Below are the records. Retype, exactly, the lines from the first through the line with "const TABS = ['Main', 'Advanced', 'Boot', 'Tool', 'Exit'];", and leave out the pictures.

=== RECORDS ===

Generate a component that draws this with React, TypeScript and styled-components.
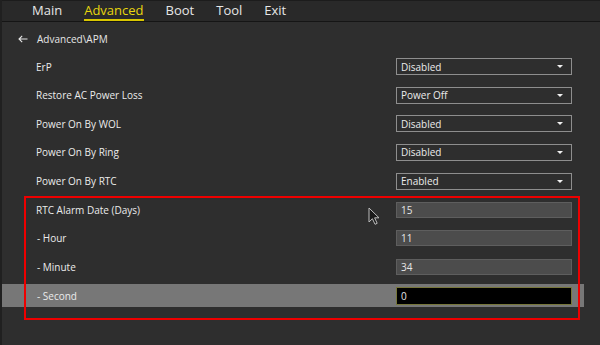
import styled, { createGlobalStyle } from 'styled-components';

type Item = {
  label: string;
  kind: 'select' | 'number';
  value: string;
  sub?: boolean;
  active?: boolean;
};

const TABS = ['Main', 'Advanced', 'Boot', 'Tool', 'Exit'];

const ITEMS: Item[] = [
  { label: 'ErP', kind: 'select', value: 'Disabled' },
  { label: 'Restore AC Power Loss', kind: 'select', value: 'Power Off' },
  { label: 'Power On By WOL', kind: 'select', value: 'Disabled' },
  { label: 'Power On By Ring', kind: 'select', value: 'Disabled' },
  { label: 'Power On By RTC', kind: 'select', value: 'Enabled' },
  { label: 'RTC Alarm Date (Days)', kind: 'number', value: '15' },
  { label: '- Hour', kind: 'number', value: '11', sub: true },
  { label: '- Minute', kind: 'number', value: '34', sub: true },
  { label: '- Second', kind: 'number', value: '0', sub: true, active: true },
];

export default function App() {
  return (
    <>
      <GlobalStyle />
      <Screen>
        <TopBar>
          {TABS.map((tab) => (
            <Tab key={tab} $current={tab === 'Advanced'}>
              {tab}
            </Tab>
          ))}
        </TopBar>
        <Crumb>
          <BackArrow viewBox="0 0 10 8">
            <path d="M9.5 4H1M4.2 0.8L1 4l3.2 3.2" />
          </BackArrow>
          <span>Advanced\APM</span>
        </Crumb>
        <List>
          {ITEMS.map((item) => (
            <Row key={item.label} $active={!!item.active}>
              <Label $sub={!!item.sub}>{item.label}</Label>
              {item.kind === 'select' ? (
                <Select>
                  <span>{item.value}</span>
                  <Caret />
                </Select>
              ) : (
                <NumberField $active={!!item.active}>{item.value}</NumberField>
              )}
            </Row>
          ))}
        </List>
        <Marker />
        <Pointer viewBox="0 0 12 18">
          <path
            d="M1 1v14l3.4-3.3 2.6 5.6 2.2-1-2.6-5.5H11L1 1z"
            fill="#1a1a1a"
            stroke="#bdbdbd"
            strokeWidth="1"
          />
        </Pointer>
      </Screen>
    </>
  );
}

const GlobalStyle = createGlobalStyle`
  html, body {
    margin: 0;
    padding: 0;
    background: #2d2d2d;
  }
  body {
    font-family: 'Open Sans', 'Noto Sans', sans-serif;
  }
`;

const Screen = styled.div`
  position: relative;
  width: 600px;
  height: 345px;
  overflow: hidden;
  background: #2e2e2e;
  border-left: 2px solid #202020;
  box-sizing: border-box;
  color: #e2e2e2;
`;

const TopBar = styled.nav`
  display: flex;
  align-items: flex-start;
  gap: 22px;
  height: 22px;
  padding-left: 30px;
  padding-top: 1px;
  background: #292929;
  border-top: 1px solid #1c1c1c;
  border-bottom: 1px solid #151515;
  box-sizing: border-box;
`;

const Tab = styled.div<{ $current: boolean }>`
  font-size: 13px;
  line-height: 17px;
  color: ${(p) => (p.$current ? '#e8d60e' : '#e6e6e6')};
  border-bottom: ${(p) => (p.$current ? '2px solid #d9c600' : '2px solid transparent')};
`;

const Crumb = styled.div`
  display: flex;
  align-items: center;
  gap: 9px;
  height: 33px;
  padding-left: 16px;
  font-size: 10px;
  color: #e6e6e6;
`;

const BackArrow = styled.svg`
  width: 10px;
  height: 8px;
  fill: none;
  stroke: #e6e6e6;
  stroke-width: 1.1;
`;

const List = styled.div`
  display: flex;
  flex-direction: column;
  gap: 5.625px;
  width: 582px;
`;

const Row = styled.div<{ $active: boolean }>`
  display: grid;
  grid-template-columns: 360px 176px;
  align-items: center;
  height: 23px;
  padding-left: 34px;
  background: ${(p) => (p.$active ? '#777777' : 'transparent')};
`;

const Label = styled.div<{ $sub: boolean }>`
  font-size: 10px;
  color: #ebebeb;
  padding-left: ${(p) => (p.$sub ? '1px' : '0')};
  white-space: pre;
`;

const Select = styled.div`
  display: flex;
  align-items: center;
  justify-content: space-between;
  height: 17px;
  padding: 0 8px 0 4px;
  border: 1px solid #8e8e8e;
  box-sizing: border-box;
  font-size: 10px;
  color: #ebebeb;
`;

const Caret = styled.span`
  width: 0;
  height: 0;
  border-left: 3px solid transparent;
  border-right: 3px solid transparent;
  border-top: 3px solid #f0f0f0;
`;

const NumberField = styled.div<{ $active: boolean }>`
  display: flex;
  align-items: center;
  height: ${(p) => (p.$active ? '18px' : '16px')};
  padding-left: 4px;
  box-sizing: border-box;
  font-size: 10px;
  color: #e6e6e6;
  background: ${(p) => (p.$active ? '#000000' : '#4c4c4c')};
  border: 1px solid ${(p) => (p.$active ? '#77763a' : '#5e5e5e')};
`;

const Marker = styled.div`
  position: absolute;
  left: 22px;
  top: 196px;
  width: 556px;
  height: 124px;
  border: 2px solid #ee0000;
  box-sizing: border-box;
  pointer-events: none;
`;

const Pointer = styled.svg`
  position: absolute;
  left: 366px;
  top: 207px;
  width: 12px;
  height: 18px;
`;
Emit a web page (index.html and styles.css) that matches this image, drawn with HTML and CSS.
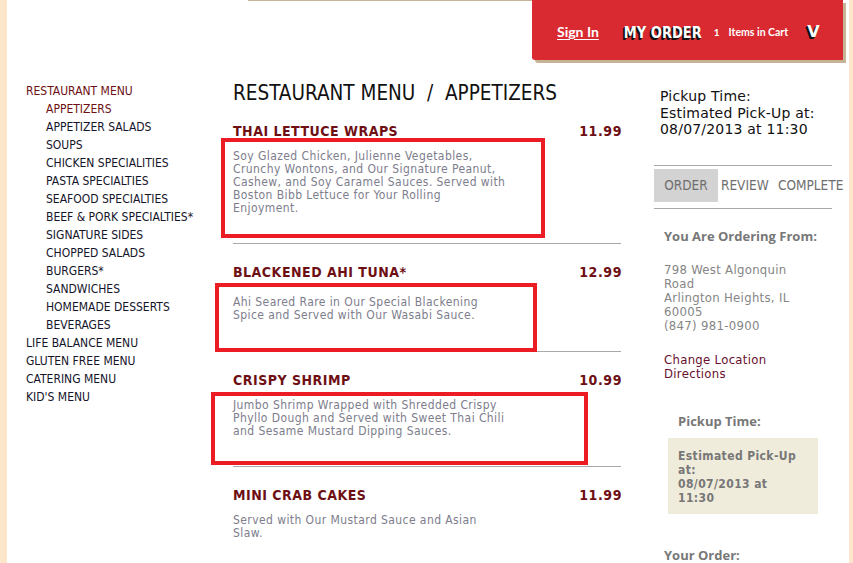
FILE: index.html
```html
<!DOCTYPE html>
<html lang="en">
<head>
<meta charset="utf-8">
<title>Restaurant Menu - Appetizers</title>
<link rel="stylesheet" href="styles.css">
</head>
<body>
<div class="page">
  <header class="topbar">
    <div class="topline"></div>
    <div class="order-bar">
      <a class="sign-in" href="#">Sign In</a>
      <span class="my-order">MY ORDER</span>
      <span class="cart-count">1</span>
      <span class="cart-label">Items in Cart</span>
      <span class="cart-toggle">V</span>
    </div>
  </header>

  <div class="columns">
    <nav class="side-nav">
      <a class="nav-top active" href="#">RESTAURANT MENU</a>
      <a class="nav-sub active" href="#">APPETIZERS</a>
      <a class="nav-sub" href="#">APPETIZER SALADS</a>
      <a class="nav-sub" href="#">SOUPS</a>
      <a class="nav-sub" href="#">CHICKEN SPECIALITIES</a>
      <a class="nav-sub" href="#">PASTA SPECIALTIES</a>
      <a class="nav-sub" href="#">SEAFOOD SPECIALTIES</a>
      <a class="nav-sub" href="#">BEEF &amp; PORK SPECIALTIES*</a>
      <a class="nav-sub" href="#">SIGNATURE SIDES</a>
      <a class="nav-sub" href="#">CHOPPED SALADS</a>
      <a class="nav-sub" href="#">BURGERS*</a>
      <a class="nav-sub" href="#">SANDWICHES</a>
      <a class="nav-sub" href="#">HOMEMADE DESSERTS</a>
      <a class="nav-sub" href="#">BEVERAGES</a>
      <a class="nav-top" href="#">LIFE BALANCE MENU</a>
      <a class="nav-top" href="#">GLUTEN FREE MENU</a>
      <a class="nav-top" href="#">CATERING MENU</a>
      <a class="nav-top" href="#">KID'S MENU</a>
    </nav>

    <main class="menu">
      <h1 class="menu-title">RESTAURANT MENU&nbsp; / &nbsp;APPETIZERS</h1>

      <section class="item">
        <div class="item-head"><span class="item-name">THAI LETTUCE WRAPS</span><span class="item-price">11.99</span></div>
        <p class="item-desc">Soy Glazed Chicken, Julienne Vegetables,<br>Crunchy Wontons, and Our Signature Peanut,<br>Cashew, and Soy Caramel Sauces. Served with<br>Boston Bibb Lettuce for Your Rolling<br>Enjoyment.</p>
      </section>

      <section class="item item-two">
        <div class="item-head"><span class="item-name">BLACKENED AHI TUNA*</span><span class="item-price">12.99</span></div>
        <p class="item-desc">Ahi Seared Rare in Our Special Blackening<br>Spice and Served with Our Wasabi Sauce.</p>
      </section>

      <section class="item">
        <div class="item-head"><span class="item-name">CRISPY SHRIMP</span><span class="item-price">10.99</span></div>
        <p class="item-desc">Jumbo Shrimp Wrapped with Shredded Crispy<br>Phyllo Dough and Served with Sweet Thai Chili<br>and Sesame Mustard Dipping Sauces.</p>
      </section>

      <section class="item item-last">
        <div class="item-head"><span class="item-name">MINI CRAB CAKES</span><span class="item-price">11.99</span></div>
        <p class="item-desc">Served with Our Mustard Sauce and Asian<br>Slaw.</p>
      </section>

      <div class="mark mark-1"></div>
      <div class="mark mark-2"></div>
      <div class="mark mark-3"></div>
    </main>

    <aside class="cart">
      <div class="pickup-top">Pickup Time:<br>Estimated Pick-Up at:<br>08/07/2013 at 11:30</div>
      <div class="steps">
        <span class="step step-current">ORDER</span>
        <span class="step step-review">REVIEW</span>
        <span class="step step-complete">COMPLETE</span>
      </div>
      <div class="label from-label">You Are Ordering From:</div>
      <div class="address">798 West Algonquin<br>Road<br>Arlington Heights, IL<br>60005<br>(847) 981-0900</div>
      <div class="links"><a href="#">Change Location</a><br><a href="#">Directions</a></div>
      <div class="label pickup-label">Pickup Time:</div>
      <div class="pickup-box">Estimated Pick-Up<br>at:<br>08/07/2013 at<br>11:30</div>
      <div class="label order-label">Your Order:</div>
    </aside>
  </div>
</div>
</body>
</html>
```

FILE: styles.css
```css
html, body {
  margin: 0;
  padding: 0;
}
body {
  background: #fde6c9;
  font-family: "DejaVu Sans Condensed", "DejaVu Sans", sans-serif;
  overflow: hidden;
}
a { text-decoration: none; color: inherit; }
p, h1 { margin: 0; }

.page {
  margin-left: 7px;
  width: 842px;
  height: 563px;
  background: #fff;
  overflow: hidden;
}

/* header */
.topbar {
  display: flex;
  height: 70px;
}
.topline {
  margin-left: 241px;
  width: 284px;
  height: 0;
  border-top: 1px solid #c6b497;
}
.order-bar {
  position: relative;
  width: 311px;
  height: 60px;
  background: #d92a31;
  border-bottom-left-radius: 3px;
  box-shadow: 3px 3px 0 #c6b497;
  display: flex;
  align-items: center;
  padding-top: 3px;
  box-sizing: border-box;
  color: #fff;
}
.sign-in {
  margin-left: 25px;
  font-family: "Lato", sans-serif;
  font-weight: 700;
  font-size: 14px;
  text-decoration: underline;
  text-underline-offset: 2px;
}
.my-order {
  margin-left: 25px;
  font-family: "DejaVu Sans Condensed", sans-serif;
  font-weight: 700;
  font-size: 14.5px;
  text-shadow: -1px 1px 0 #111, -2px 2px 0 #111;
  transform: scaleY(1.12);
}
.cart-count {
  margin-left: 12px;
  font-family: "Lato", sans-serif;
  font-weight: 700;
  font-size: 10px;
}
.cart-label {
  margin-left: 9px;
  font-family: "Lato", sans-serif;
  font-weight: 700;
  font-size: 10.5px;
}
.cart-toggle {
  margin-left: 19px;
  font-family: "DejaVu Sans", sans-serif;
  font-weight: 700;
  font-size: 16px;
  text-shadow: -1px 1px 0 #111, -2px 2px 0 #111;
}

/* columns */
.columns {
  display: flex;
  align-items: flex-start;
}

.side-nav {
  width: 207px;
  padding-left: 19px;
  padding-top: 12px;
  display: flex;
  flex-direction: column;
  font-size: 12px;
  line-height: 18px;
  color: #14142a;
}
.nav-sub { padding-left: 20px; }
.side-nav .active { color: #6e0f14; }

.menu {
  position: relative;
  width: 388px;
  padding-top: 11px;
}
.menu-title {
  font-size: 20.5px;
  font-weight: 400;
  line-height: 24px;
  color: #111;
  margin-bottom: 18px;
  white-space: nowrap;
}
.item {
  padding-bottom: 28px;
  border-bottom: 1px solid #a9a9a9;
}
.item + .item { padding-top: 20px; }
.item-two { padding-bottom: 29px; }
.item-two .item-desc { margin-top: 15px; }
.item-last { border-bottom: none; padding-top: 21px; }
.item-head {
  display: flex;
  justify-content: space-between;
  font-size: 14px;
  font-weight: 700;
  line-height: 17px;
  color: #6e0f14;
  letter-spacing: 0.5px;
}
.item-price { letter-spacing: 0.6px; margin-right: -1px; }
.item-desc {
  margin-top: 10px;
  font-size: 12px;
  letter-spacing: 0.42px;
  line-height: 13px;
  color: #7d7d8c;
}

/* annotation boxes drawn over the menu */
.mark {
  position: absolute;
  border: 4px solid #ec1c24;
  box-sizing: border-box;
}
.mark-1 { left: -12px; top: 68px; width: 324px; height: 100px; }
.mark-2 { left: -18px; top: 213px; width: 322px; height: 69px; }
.mark-3 { left: -22px; top: 322px; width: 377px; height: 73px; }

/* right column */
.cart {
  margin-left: 33px;
  width: 195px;
  padding-top: 18px;
  font-size: 14px;
  color: #7a7a7a;
}
.pickup-top {
  padding-left: 6px;
  font-family: "DejaVu Sans", sans-serif;
  font-size: 14px;
  letter-spacing: 0.2px;
  line-height: 16.5px;
  color: #111;
  margin-bottom: 27px;
  white-space: nowrap;
}
.steps {
  width: 178px;
  border-top: 1px solid #a9a9a9;
  border-bottom: 1px solid #a9a9a9;
  padding: 3px 0 6px;
  display: flex;
  font-size: 13.5px;
  line-height: 33px;
  color: #6e6e6e;
  white-space: nowrap;
}
.step-current {
  width: 64px;
  flex: none;
  text-align: center;
  background: #d3d3d3;
}
.step-review { margin-left: 3px; width: 57px; flex: none; }
.step-complete { flex: none; }

.label {
  font-family: "Open Sans", sans-serif;
  font-weight: 700;
  font-size: 13px;
  line-height: 16px;
  color: #777;
  white-space: nowrap;
}
.from-label { margin-top: 19px; padding-left: 10px; }
.address {
  margin-top: 19px;
  padding-left: 10px;
  font-size: 13px;
  letter-spacing: 0.3px;
  line-height: 14px;
  color: #858585;
}
.links {
  margin-top: 20px;
  padding-left: 10px;
  font-size: 13px;
  letter-spacing: 0.3px;
  line-height: 14px;
  color: #6a0f2e;
}
.pickup-label { margin-top: 32px; padding-left: 24px; }
.pickup-box {
  margin-top: 9px;
  margin-left: 14px;
  width: 150px;
  box-sizing: border-box;
  padding: 11px 10px 9px;
  background: #f0ecdb;
  font-family: "DejaVu Sans Condensed", sans-serif;
  font-weight: 700;
  font-size: 12px;
  letter-spacing: 0.4px;
  line-height: 14px;
  color: #777;
}
.order-label { margin-top: 33px; padding-left: 10px; }
```
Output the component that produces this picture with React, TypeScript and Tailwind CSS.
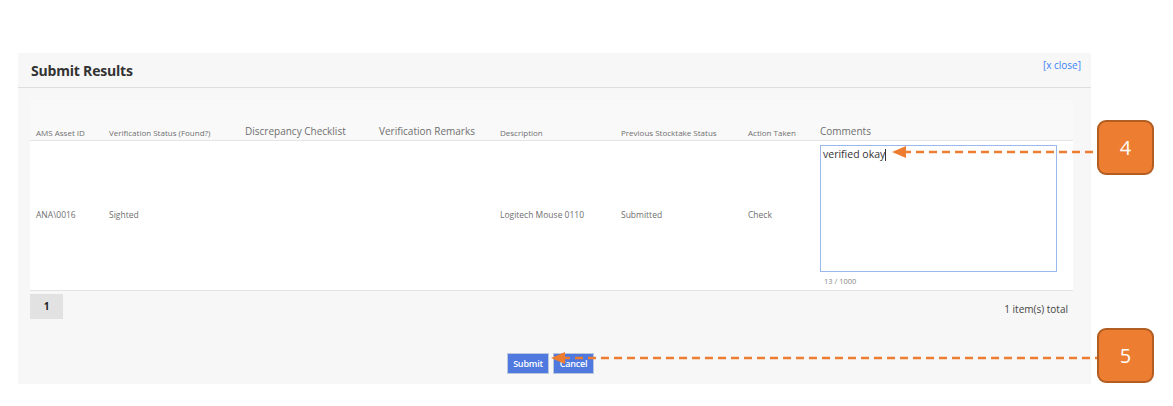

===

FINISHED ANSWER =>
Generate a component that draws this with React, TypeScript and styled-components.
import styled, { createGlobalStyle } from 'styled-components';

type Item = {
  label: string;
  kind: 'select' | 'number';
  value: string;
  sub?: boolean;
  active?: boolean;
};

const TABS = ['Main', 'Advanced', 'Boot', 'Tool', 'Exit'];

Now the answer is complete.